Apenas pedidos urgentes, como habeas corpus e autorização para operações de busca e apreensão em ações policiais, são analisados em esquema de plantão pela presidente do TRF-6, desembargadora Mônica Sifuentes.
Por enquanto, os desembargadores estão trabalhando em esquema de home office, porque as instalações do prédio ainda estão incompletas e precisam passar por adaptações para acomodar os gabinetes. Foram feitos reparos nas fiações elétricas e pintura de paredes.
Além disso, só recentemente foi definida a divisão do tribunal em quatro turmas, cada uma formada por quatro desembargadores e especializada em áreas específicas do direito.
Essa definição é crucial porque ela vai orientar a distribuição dos processos que vão para cada gabinete.
Os casos de improbidade administrativa e matéria penal, por exemplo, vão para as 1ª e 2ª Turmas, enquanto matérias de natureza tributária e de direito administrativo, vão para a 3ª a 4ª Turma.
O tribunal recém-nascido também esbarra em outro empecilho para funcionar plenamente: a falta de um regimento interno que dite as regras internas de funcionamento. “Sem regimento interno fica difícil”, admite um desembargador do TRF-6 sob reserva. “A lei fala em 30 dias para aprovar o regimento, mas ele sairá antes”, justifica.
“Eu confesso que esperava um grau de maturidade melhor na instalação, mas tenho a impressão de que nas próximas três semanas a situação já estará mais azeitada”, resume outro desembargador do TRF-6 ouvidos pela equipe da coluna.
“Eu não seria drástico de dizer que é um cenário de terra arrasada, mas há uma certa confusão. O que é natural nesse momento, em se tratando de Brasil. As coisas funcionam, mas se tem aquela impressão de que estamos numa repartição pública dos anos 1980.”
A abertura do TRF-6 também provocou insatisfação entre os juízes da primeira instância, que tiveram que ceder parte dos funcionários de seus gabinetes. Está prevista a realização de concurso para preencher os cargos no novo tribunal. Mas, por enquanto, os funcionários que atuam no TRF-6 são cedidos pela Justiça Federal de BH ou foram removidos para atuar no novo tribunal.
Para o ministro do Superior Tribunal de Justiça (STJ) João Otávio de Noronha, mineiro e um um dos maiores defensores da criação do novo tribunal, são naturais os obstáculos desses primeiros dias após a inauguração.
“É melhor esperar 30, 60 dias para o tribunal funcionar plenamente, do que aguardar 15 anos para um caso ser julgado”, disse à equipe da coluna Noronha, em referência à lenta tramitação de processos no TRF-1.
Noronha participou nos bastidores do processo de escolha dos desembargadores nomeados por Bolsonaro – um deles é Simone dos Santos Lemos, que foi assessora do ministro no STJ.

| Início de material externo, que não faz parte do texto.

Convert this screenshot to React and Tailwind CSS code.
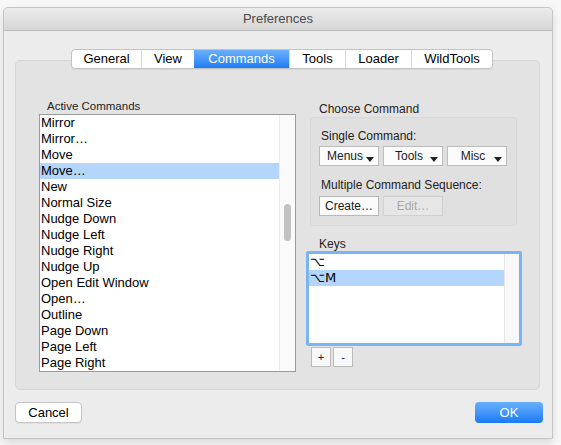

Até agora, os casos de Minas Gerais tramitavam no congestionado TRF-1, cuja jurisdição englobava o Distrito Federal e outros 13 Estados – ao todo, o TRF-1 respondia por cerca de 46% de todos os municípios brasileiros. O TRF-1 é um dos cinco tribunais regionais criados pela Constituição de 1988.
A estimativa é a de que o novo tribunal receba cerca de 174 mil processos, o que vai provocar uma redução de 27% no acervo do tribunal sediado em Brasília.